* [TASK STATEMENT] For each line below that contains the string "styles", copy that line.

* [RECORDED INFORMATION]

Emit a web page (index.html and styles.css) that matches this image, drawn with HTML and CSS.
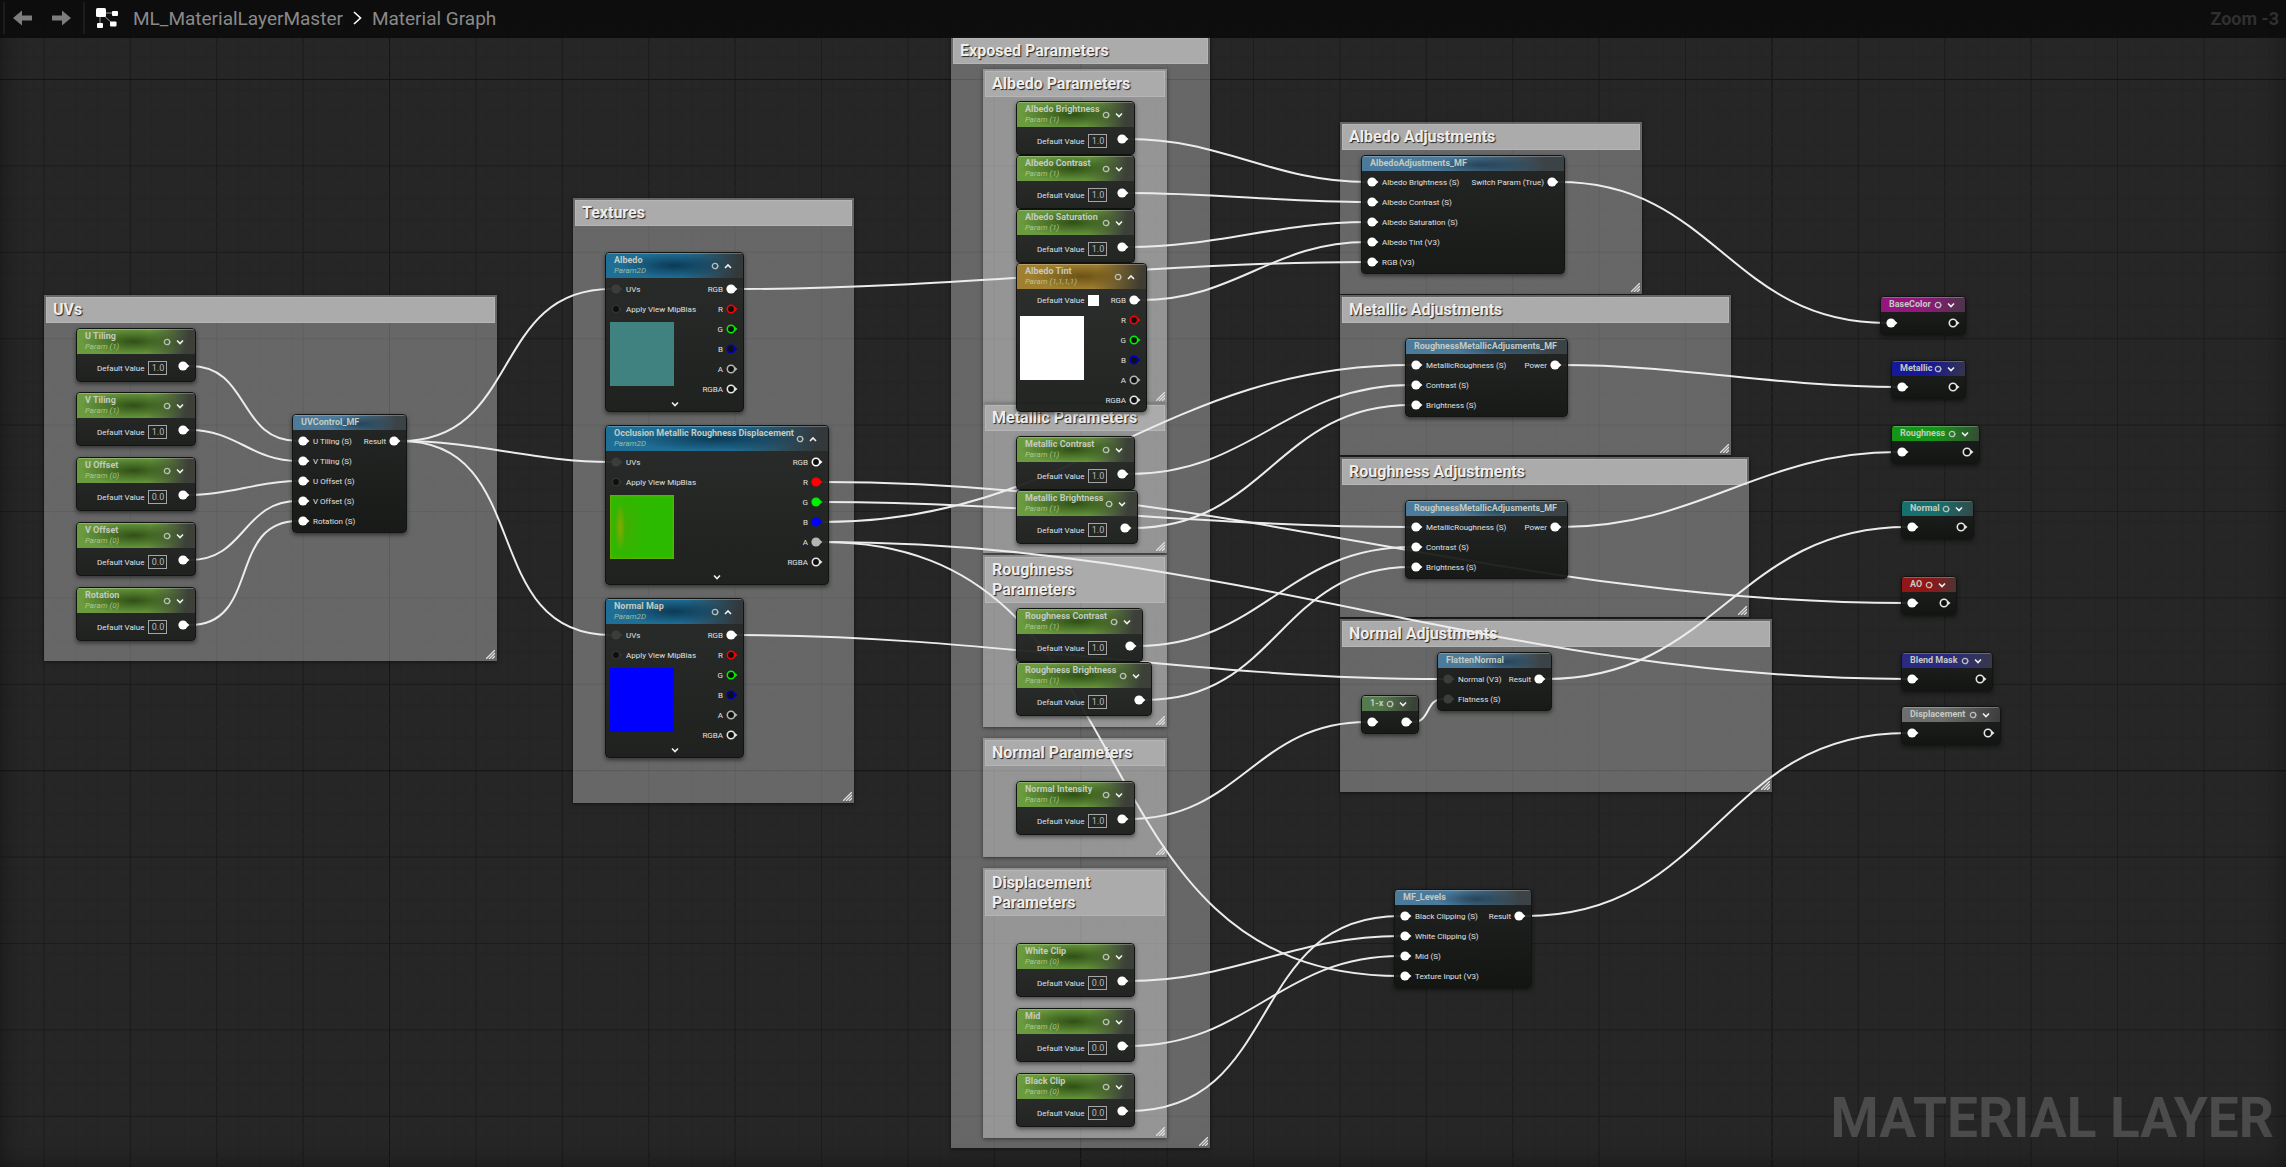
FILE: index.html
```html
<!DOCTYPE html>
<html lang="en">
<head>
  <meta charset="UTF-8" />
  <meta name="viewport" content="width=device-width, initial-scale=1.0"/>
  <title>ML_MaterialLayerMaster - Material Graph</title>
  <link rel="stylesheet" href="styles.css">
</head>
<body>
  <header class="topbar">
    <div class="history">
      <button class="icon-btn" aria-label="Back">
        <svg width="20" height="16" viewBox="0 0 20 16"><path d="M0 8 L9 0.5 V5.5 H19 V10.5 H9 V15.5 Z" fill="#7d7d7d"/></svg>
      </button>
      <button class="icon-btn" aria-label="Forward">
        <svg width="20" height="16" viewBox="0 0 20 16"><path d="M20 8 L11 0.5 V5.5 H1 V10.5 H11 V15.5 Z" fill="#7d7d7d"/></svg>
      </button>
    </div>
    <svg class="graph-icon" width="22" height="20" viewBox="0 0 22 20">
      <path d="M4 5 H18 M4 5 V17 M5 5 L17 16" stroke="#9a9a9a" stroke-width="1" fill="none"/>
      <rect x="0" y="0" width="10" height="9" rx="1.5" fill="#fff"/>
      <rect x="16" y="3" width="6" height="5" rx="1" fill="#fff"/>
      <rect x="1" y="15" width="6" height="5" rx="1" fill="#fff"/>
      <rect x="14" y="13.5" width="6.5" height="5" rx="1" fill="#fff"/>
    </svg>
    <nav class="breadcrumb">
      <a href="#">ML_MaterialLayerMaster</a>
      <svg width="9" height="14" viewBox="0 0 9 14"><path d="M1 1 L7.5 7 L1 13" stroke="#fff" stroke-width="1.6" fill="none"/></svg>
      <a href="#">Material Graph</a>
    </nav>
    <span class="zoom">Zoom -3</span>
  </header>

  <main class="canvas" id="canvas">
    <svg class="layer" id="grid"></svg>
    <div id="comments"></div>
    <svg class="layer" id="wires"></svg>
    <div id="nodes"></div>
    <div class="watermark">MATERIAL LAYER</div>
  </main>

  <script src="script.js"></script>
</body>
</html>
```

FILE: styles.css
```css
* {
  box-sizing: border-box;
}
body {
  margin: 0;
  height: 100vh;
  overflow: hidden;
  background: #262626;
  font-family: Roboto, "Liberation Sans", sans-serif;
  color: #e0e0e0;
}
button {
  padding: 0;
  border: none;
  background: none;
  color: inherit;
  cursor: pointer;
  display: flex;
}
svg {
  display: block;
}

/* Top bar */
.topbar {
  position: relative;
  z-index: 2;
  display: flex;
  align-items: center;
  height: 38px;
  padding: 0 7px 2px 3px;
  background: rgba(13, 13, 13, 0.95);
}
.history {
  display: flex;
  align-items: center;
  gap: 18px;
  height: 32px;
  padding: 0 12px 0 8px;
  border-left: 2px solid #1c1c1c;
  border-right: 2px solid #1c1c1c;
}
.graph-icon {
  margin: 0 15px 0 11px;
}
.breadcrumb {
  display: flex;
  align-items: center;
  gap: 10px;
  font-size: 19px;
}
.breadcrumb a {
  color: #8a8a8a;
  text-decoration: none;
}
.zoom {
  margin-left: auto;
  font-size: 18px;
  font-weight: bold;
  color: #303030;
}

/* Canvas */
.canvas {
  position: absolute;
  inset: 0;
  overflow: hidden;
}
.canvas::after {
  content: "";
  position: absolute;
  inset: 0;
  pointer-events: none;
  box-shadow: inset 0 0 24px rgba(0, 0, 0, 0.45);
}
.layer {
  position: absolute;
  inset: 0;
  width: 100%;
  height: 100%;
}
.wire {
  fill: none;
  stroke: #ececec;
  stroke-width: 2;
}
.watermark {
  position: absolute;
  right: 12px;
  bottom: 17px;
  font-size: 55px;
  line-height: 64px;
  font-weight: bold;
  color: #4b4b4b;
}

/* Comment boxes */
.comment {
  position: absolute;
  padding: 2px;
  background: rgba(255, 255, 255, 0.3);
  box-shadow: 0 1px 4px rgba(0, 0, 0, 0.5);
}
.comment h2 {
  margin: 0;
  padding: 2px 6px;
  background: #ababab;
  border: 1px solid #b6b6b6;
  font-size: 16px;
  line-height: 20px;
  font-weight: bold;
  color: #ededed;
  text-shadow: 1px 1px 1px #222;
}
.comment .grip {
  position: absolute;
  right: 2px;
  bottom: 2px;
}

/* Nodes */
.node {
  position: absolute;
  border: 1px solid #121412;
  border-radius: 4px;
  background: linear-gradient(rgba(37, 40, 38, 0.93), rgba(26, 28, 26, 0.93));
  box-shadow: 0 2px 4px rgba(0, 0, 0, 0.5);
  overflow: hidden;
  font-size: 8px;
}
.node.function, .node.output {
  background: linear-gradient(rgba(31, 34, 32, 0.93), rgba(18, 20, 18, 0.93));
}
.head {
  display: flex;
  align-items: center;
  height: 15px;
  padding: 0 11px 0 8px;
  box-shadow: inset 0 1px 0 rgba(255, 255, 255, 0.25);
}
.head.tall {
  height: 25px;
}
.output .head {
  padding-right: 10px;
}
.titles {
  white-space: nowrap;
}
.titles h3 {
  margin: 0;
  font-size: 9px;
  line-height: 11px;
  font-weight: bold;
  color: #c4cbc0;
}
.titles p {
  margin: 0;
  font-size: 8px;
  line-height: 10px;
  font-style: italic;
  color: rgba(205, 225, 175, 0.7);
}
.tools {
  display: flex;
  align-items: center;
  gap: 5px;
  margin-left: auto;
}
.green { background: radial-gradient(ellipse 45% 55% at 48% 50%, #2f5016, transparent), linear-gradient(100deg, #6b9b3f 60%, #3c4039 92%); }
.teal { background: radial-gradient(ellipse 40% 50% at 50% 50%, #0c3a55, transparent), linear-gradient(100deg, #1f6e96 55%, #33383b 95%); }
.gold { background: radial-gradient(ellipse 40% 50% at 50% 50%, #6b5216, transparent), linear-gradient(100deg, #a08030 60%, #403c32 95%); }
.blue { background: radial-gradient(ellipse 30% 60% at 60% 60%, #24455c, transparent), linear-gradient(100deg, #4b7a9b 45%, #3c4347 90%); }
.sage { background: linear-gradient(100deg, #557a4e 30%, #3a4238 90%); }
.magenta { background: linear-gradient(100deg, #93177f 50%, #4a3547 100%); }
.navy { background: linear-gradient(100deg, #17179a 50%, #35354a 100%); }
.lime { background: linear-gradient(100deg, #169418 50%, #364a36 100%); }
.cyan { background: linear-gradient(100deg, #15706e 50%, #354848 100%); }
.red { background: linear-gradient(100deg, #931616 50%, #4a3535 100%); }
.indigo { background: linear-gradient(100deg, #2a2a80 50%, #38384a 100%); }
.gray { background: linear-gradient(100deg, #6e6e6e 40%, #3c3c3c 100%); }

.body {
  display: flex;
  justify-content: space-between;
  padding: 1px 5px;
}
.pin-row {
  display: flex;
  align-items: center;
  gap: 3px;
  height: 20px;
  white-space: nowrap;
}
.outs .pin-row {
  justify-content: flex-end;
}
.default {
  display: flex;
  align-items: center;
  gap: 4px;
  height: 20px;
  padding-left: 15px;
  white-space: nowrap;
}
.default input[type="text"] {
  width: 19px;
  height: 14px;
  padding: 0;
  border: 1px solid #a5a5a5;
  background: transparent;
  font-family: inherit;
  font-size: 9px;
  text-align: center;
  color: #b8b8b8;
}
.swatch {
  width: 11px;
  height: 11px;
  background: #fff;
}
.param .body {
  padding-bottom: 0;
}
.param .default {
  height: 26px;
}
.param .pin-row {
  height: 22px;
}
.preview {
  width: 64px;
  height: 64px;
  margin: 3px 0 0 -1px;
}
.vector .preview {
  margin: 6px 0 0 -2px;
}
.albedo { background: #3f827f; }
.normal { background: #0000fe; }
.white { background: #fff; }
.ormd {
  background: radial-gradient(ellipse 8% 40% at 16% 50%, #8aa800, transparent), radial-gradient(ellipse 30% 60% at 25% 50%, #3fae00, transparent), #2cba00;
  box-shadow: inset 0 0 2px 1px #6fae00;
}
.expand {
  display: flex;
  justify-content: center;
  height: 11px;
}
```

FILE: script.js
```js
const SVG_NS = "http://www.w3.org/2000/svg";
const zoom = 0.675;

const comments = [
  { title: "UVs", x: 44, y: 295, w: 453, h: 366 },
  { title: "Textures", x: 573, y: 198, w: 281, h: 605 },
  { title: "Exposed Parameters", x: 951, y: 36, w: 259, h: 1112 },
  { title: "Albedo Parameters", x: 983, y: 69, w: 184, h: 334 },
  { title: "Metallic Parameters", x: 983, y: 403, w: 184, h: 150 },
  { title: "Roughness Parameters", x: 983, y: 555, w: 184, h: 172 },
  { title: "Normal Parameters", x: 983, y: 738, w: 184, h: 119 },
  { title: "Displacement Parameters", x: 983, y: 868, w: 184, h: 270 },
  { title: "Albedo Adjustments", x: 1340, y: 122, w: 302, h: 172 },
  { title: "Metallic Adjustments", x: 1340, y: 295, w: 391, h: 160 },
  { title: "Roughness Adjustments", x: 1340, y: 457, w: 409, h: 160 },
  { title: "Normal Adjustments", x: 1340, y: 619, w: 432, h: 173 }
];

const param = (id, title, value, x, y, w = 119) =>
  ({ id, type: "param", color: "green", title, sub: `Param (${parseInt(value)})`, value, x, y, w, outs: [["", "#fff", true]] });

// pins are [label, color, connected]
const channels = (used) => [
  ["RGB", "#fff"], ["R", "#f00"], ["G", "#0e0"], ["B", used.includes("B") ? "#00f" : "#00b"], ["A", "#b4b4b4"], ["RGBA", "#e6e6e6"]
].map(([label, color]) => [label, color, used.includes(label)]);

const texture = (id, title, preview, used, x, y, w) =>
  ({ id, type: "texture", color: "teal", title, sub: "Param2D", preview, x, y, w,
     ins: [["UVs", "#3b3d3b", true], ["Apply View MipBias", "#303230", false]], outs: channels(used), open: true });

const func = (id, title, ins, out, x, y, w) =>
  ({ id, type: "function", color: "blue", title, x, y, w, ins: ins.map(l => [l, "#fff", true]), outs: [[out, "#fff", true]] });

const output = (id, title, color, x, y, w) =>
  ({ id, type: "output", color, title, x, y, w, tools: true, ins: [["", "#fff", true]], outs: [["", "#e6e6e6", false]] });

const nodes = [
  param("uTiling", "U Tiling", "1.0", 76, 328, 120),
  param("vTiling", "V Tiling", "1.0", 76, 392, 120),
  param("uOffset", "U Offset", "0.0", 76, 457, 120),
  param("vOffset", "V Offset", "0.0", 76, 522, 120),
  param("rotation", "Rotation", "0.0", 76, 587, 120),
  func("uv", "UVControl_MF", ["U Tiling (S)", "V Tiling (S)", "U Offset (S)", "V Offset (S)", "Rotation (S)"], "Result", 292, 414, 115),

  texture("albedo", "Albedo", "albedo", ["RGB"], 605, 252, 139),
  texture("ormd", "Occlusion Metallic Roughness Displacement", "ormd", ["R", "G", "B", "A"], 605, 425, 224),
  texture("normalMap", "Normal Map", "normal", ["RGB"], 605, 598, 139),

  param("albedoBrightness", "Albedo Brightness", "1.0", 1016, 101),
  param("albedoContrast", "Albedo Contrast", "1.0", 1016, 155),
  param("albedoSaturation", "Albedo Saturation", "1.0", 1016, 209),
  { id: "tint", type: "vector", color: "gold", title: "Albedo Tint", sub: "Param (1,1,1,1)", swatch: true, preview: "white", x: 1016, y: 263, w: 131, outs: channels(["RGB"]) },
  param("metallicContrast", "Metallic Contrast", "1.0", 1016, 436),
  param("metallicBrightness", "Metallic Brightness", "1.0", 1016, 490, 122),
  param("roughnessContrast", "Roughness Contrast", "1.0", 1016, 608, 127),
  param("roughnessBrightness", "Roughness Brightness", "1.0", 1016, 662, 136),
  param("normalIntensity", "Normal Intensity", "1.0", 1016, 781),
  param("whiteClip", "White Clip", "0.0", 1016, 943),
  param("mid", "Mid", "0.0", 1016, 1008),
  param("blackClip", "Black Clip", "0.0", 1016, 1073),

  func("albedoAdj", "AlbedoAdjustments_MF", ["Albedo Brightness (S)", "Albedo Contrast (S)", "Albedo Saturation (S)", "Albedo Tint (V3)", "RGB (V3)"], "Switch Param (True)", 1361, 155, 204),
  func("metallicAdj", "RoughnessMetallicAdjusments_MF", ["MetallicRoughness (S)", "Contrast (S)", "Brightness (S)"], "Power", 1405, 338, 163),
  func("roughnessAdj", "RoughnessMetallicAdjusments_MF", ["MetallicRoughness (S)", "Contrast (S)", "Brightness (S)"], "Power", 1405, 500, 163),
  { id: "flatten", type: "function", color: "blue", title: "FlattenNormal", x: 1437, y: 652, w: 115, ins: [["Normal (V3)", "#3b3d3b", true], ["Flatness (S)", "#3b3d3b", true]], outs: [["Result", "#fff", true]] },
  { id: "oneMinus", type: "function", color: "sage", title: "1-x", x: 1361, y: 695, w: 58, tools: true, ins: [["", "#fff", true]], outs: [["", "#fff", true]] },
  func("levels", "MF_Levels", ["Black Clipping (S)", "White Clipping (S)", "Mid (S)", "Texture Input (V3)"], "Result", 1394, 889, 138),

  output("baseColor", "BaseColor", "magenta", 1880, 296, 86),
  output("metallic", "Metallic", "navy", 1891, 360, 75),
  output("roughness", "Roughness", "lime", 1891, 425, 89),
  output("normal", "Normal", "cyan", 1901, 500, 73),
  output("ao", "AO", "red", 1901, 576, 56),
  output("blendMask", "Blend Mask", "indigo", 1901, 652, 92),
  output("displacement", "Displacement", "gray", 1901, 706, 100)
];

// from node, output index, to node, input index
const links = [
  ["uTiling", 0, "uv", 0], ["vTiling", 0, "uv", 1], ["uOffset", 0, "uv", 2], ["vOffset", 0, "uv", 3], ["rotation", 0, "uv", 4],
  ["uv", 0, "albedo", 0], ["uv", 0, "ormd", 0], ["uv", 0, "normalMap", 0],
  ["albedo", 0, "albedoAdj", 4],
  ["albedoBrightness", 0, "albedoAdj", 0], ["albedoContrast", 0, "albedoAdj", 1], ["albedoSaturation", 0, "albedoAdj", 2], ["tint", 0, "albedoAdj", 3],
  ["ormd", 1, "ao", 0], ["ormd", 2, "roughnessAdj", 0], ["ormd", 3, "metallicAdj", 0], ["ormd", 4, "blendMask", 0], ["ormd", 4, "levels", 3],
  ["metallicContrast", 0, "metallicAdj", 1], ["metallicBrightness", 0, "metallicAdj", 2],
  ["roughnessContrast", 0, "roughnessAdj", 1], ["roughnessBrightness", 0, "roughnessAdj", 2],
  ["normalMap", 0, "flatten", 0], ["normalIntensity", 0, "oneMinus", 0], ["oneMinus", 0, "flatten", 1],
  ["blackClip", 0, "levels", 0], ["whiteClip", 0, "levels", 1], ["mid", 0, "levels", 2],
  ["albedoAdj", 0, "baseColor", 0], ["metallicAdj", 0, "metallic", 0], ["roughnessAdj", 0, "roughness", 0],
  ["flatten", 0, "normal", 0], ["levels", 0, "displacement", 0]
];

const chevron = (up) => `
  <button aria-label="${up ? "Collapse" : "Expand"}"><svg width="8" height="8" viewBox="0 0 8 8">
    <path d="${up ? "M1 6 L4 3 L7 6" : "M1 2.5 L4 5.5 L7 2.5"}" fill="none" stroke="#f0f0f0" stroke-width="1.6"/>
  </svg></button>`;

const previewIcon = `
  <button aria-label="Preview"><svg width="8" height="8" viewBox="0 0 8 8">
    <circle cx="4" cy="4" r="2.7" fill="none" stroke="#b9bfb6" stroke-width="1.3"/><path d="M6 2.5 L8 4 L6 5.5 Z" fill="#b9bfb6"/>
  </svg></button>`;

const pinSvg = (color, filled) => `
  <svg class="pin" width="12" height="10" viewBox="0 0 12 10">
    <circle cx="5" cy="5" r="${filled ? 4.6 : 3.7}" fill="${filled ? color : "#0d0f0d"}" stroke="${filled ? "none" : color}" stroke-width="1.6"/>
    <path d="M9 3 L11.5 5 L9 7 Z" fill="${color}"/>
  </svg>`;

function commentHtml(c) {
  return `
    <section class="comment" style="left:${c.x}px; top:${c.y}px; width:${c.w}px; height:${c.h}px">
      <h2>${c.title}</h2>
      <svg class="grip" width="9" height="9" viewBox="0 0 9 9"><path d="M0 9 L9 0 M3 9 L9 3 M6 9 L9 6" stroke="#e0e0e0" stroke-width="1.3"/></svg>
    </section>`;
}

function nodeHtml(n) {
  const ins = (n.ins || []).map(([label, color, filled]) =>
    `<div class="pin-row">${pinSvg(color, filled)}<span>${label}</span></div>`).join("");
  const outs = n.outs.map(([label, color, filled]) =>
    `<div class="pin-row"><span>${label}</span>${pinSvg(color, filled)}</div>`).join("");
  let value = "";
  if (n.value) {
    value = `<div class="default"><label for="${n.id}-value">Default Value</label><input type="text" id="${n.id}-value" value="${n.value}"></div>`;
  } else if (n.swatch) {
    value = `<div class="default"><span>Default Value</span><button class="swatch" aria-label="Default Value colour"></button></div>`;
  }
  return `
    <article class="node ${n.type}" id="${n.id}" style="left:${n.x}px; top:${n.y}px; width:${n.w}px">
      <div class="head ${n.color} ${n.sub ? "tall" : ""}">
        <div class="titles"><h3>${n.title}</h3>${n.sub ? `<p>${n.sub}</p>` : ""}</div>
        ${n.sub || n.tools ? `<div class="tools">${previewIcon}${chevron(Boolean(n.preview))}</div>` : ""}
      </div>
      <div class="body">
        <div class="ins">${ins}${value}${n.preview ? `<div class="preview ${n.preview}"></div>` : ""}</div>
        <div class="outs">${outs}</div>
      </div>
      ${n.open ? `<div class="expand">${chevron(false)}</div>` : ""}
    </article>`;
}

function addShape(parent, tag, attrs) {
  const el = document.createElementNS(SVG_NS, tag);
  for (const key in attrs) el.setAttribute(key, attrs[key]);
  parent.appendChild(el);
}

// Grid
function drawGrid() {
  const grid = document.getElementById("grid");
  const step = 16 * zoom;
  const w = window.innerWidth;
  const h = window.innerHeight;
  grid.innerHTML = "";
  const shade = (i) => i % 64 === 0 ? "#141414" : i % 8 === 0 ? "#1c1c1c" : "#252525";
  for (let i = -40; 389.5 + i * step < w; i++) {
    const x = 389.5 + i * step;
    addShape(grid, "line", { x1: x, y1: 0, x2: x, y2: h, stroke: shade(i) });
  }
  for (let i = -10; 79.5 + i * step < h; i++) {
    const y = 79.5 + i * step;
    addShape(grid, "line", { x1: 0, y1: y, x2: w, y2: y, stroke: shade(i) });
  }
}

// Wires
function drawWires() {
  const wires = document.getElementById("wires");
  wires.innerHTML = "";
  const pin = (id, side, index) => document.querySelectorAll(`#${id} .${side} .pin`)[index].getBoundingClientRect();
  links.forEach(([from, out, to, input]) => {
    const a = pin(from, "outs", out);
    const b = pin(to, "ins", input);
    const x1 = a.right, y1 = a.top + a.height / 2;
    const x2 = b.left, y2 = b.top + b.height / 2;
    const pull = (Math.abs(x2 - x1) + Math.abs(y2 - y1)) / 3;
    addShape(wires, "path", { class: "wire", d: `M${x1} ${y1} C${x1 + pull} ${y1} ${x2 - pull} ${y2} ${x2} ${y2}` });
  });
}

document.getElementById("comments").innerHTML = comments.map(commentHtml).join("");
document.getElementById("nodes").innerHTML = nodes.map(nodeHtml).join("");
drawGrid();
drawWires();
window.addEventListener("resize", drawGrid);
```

* [SOLVED EXERCISE]
Emit a web page (index.html and styles.css) that matches this image, drawn with HTML and CSS.
  <link rel="stylesheet" href="styles.css">
FILE: styles.css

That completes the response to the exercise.